Workflow wise, it's just a backup unit, it takes in nightly backups from a Standalone VMWare server and throughout the day takes snapshots of staff shares every 2 hours for a period of 12 hours, then archives the snapshots via ReadyDR off to an identical unit in another building. (which also has the same 6 month self death problem)

It's weird that you have two of these that are misbehaving the same way. FWIW, I've never seen this with on my own ReadyNAS, and I've been running OS-6 since 2013.

The only activity on the remote NAS is ReadyDR (where it is only the destination)?

Is ReadyDR used to back up LUNs, Shares, or both?

How much free space is on the two data volumes?

You might want to try 6.10.2 on one or both of these NAS (since there are some btrfs fixes for ARM NAS listed in it's release notes).

ronlaws86 · ‎2019-10-08

Shares Only.

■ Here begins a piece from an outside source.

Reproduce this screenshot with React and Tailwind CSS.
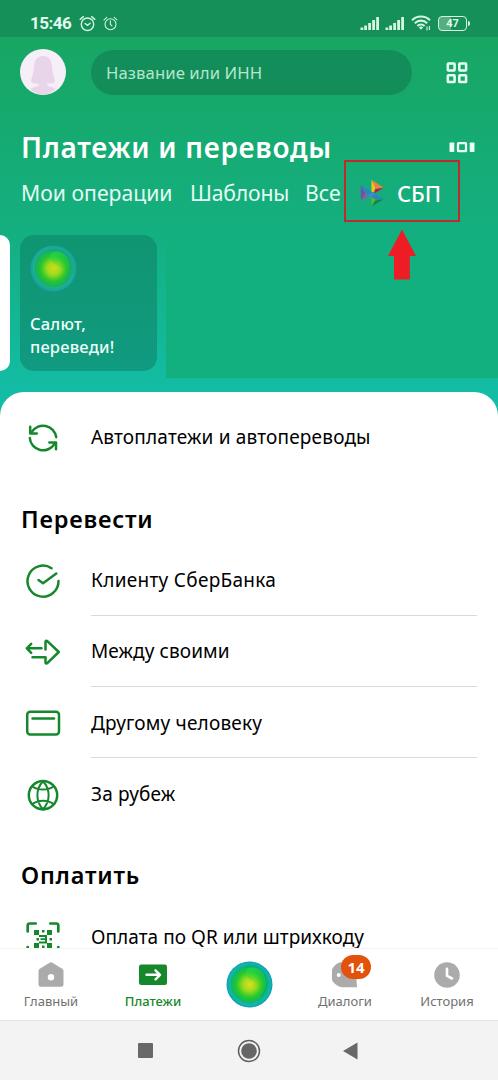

I've not used LUNs since the last corruption case, to rule out that being a cause.

In this particular/recent case, we're talking 10% +/- (9.45TB array, only 1.45TB in use) Snapshots should've taken it to about 40% more or less, but they have all vanished.

Edit: And yes, remote NAS is a desination device only, no direct read/write operations outside of backups.

I too find it rather odd, the 104 i've had for years now at home has never had this problem, the array that's running on it has been the same volume for years and has on occasions come near to full capacity, and i use that for everythign from web server storage, VMWare LUNS and regulard drive data storage/multi media DLNA etc.

ronlaws86 · ‎2019-10-08

Just an update; I uploaded the above beta firmware to that device and rebooted it, the array has come back online. I was preparing to have to start from cratch but interestingly this time it seems to have come back online without doing what i'd have expected the previous versions to do and show a grey/dead/inactive volume.